» **Task statement**
Return the lines below exactly, from the first line to the line that contains "text-center text-2xl font-bold". Leave out pictures.
--- Information shown ---
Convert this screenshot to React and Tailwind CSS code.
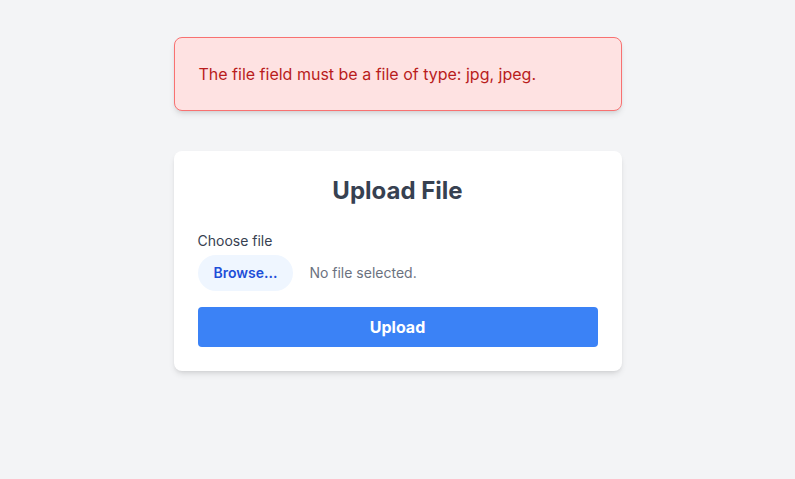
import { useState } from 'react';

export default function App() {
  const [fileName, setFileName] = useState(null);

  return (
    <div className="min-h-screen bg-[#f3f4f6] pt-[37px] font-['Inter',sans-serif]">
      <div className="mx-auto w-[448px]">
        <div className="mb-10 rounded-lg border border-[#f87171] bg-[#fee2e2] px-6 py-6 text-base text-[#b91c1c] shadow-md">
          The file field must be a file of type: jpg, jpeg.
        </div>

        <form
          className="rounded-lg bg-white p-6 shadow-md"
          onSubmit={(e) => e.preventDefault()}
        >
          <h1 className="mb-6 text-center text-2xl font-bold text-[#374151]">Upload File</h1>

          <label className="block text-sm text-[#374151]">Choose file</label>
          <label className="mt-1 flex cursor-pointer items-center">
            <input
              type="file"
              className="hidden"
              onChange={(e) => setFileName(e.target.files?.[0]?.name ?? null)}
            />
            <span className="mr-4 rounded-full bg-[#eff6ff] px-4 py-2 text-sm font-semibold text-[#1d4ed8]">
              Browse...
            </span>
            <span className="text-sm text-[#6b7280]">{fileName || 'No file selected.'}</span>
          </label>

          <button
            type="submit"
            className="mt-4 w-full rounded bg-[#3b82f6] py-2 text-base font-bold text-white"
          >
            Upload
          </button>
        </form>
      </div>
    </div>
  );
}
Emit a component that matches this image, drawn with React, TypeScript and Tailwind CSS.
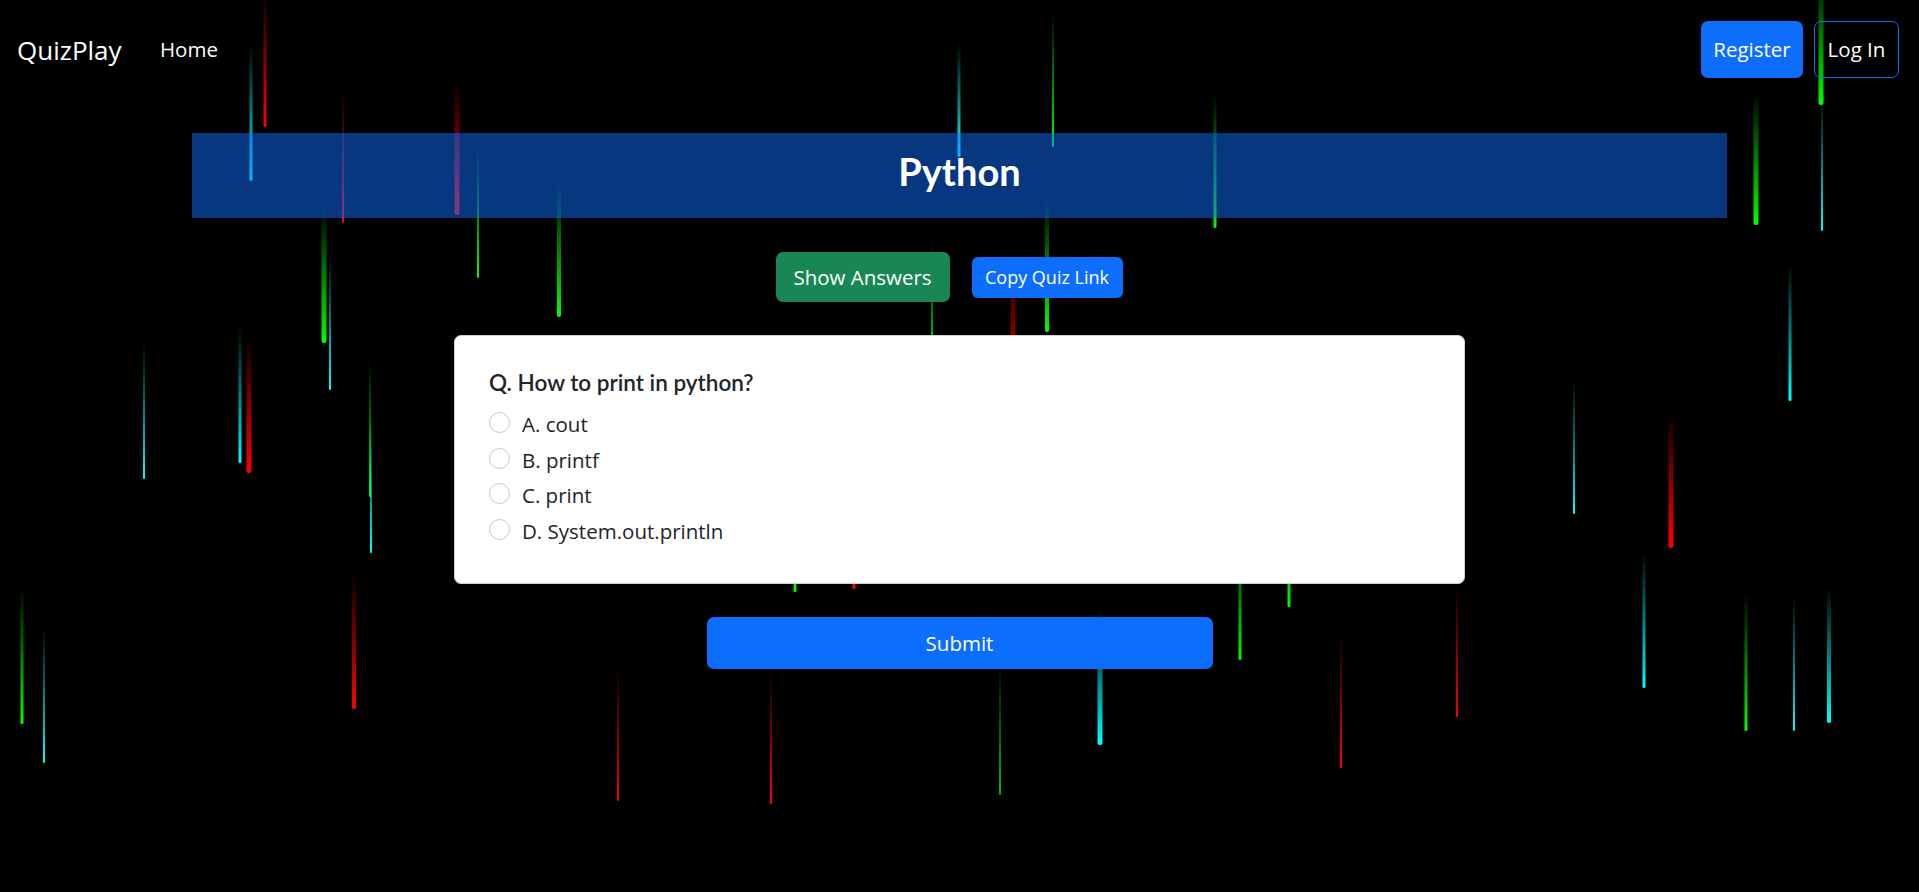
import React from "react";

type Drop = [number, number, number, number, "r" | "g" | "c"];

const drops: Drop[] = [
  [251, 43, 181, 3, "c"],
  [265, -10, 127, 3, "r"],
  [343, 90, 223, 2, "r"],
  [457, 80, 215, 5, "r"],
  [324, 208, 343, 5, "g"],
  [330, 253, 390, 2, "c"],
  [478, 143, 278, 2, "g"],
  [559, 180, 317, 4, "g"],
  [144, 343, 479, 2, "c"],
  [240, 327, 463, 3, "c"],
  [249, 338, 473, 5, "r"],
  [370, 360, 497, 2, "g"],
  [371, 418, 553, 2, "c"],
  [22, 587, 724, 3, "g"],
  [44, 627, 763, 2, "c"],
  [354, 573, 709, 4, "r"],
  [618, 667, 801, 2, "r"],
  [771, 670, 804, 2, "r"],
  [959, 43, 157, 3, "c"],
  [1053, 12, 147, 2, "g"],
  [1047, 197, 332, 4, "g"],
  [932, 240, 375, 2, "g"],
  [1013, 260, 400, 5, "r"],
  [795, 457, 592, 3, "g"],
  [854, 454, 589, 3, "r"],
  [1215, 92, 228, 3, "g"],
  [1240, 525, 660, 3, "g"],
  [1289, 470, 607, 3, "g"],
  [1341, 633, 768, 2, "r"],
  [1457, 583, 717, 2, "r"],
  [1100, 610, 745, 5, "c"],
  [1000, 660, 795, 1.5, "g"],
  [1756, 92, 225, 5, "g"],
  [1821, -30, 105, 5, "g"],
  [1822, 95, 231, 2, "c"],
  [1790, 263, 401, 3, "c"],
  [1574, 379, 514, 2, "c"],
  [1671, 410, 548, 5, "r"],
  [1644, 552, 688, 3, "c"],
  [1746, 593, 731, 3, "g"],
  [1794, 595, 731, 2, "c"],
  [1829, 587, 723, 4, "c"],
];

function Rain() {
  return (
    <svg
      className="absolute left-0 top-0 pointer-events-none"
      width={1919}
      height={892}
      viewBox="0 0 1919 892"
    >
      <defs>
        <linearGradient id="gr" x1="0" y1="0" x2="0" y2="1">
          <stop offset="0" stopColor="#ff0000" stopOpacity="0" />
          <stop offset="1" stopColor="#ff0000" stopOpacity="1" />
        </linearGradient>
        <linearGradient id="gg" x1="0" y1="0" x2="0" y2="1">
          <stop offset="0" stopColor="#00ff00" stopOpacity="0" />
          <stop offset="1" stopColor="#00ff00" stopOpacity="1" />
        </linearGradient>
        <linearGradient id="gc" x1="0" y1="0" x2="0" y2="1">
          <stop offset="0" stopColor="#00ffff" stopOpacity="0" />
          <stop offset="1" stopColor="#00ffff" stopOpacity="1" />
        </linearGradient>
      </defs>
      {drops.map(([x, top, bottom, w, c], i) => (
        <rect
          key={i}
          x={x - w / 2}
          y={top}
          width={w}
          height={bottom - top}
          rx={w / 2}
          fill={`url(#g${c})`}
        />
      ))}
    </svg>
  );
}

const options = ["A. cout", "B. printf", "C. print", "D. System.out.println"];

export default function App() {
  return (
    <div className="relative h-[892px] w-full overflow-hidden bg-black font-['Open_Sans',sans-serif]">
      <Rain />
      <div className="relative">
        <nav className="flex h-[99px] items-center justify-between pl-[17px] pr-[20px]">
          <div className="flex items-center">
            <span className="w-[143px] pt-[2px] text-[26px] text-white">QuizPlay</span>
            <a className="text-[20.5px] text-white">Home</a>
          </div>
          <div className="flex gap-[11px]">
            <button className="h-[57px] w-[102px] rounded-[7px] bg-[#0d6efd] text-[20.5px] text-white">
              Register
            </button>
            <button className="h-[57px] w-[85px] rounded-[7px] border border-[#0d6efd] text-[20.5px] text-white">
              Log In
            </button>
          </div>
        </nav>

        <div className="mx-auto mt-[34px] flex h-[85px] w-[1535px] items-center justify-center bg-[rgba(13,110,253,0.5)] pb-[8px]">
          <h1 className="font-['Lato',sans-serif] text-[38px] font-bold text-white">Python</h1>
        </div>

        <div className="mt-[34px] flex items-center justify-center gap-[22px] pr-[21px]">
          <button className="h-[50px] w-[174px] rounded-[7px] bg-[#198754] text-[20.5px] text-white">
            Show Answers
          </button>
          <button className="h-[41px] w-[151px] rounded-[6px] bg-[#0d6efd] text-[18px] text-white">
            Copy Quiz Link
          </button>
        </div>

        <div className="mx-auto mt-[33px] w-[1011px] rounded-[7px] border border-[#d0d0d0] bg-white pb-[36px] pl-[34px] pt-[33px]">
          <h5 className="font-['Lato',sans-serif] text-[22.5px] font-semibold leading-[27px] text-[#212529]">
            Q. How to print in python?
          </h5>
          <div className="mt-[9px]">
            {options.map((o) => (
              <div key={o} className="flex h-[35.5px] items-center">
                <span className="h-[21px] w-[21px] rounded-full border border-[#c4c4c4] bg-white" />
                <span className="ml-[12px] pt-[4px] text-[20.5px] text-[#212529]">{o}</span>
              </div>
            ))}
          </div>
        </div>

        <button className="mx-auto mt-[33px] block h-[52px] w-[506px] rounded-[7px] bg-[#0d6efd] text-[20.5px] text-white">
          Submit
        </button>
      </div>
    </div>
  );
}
---
» **Exercise result**
Convert this screenshot to React and Tailwind CSS code.
import { useState } from 'react';

export default function App() {
  const [fileName, setFileName] = useState(null);

  return (
    <div className="min-h-screen bg-[#f3f4f6] pt-[37px] font-['Inter',sans-serif]">
      <div className="mx-auto w-[448px]">
        <div className="mb-10 rounded-lg border border-[#f87171] bg-[#fee2e2] px-6 py-6 text-base text-[#b91c1c] shadow-md">
          The file field must be a file of type: jpg, jpeg.
        </div>

        <form
          className="rounded-lg bg-white p-6 shadow-md"
          onSubmit={(e) => e.preventDefault()}
        >
          <h1 className="mb-6 text-center text-2xl font-bold text-[#374151]">Upload File</h1>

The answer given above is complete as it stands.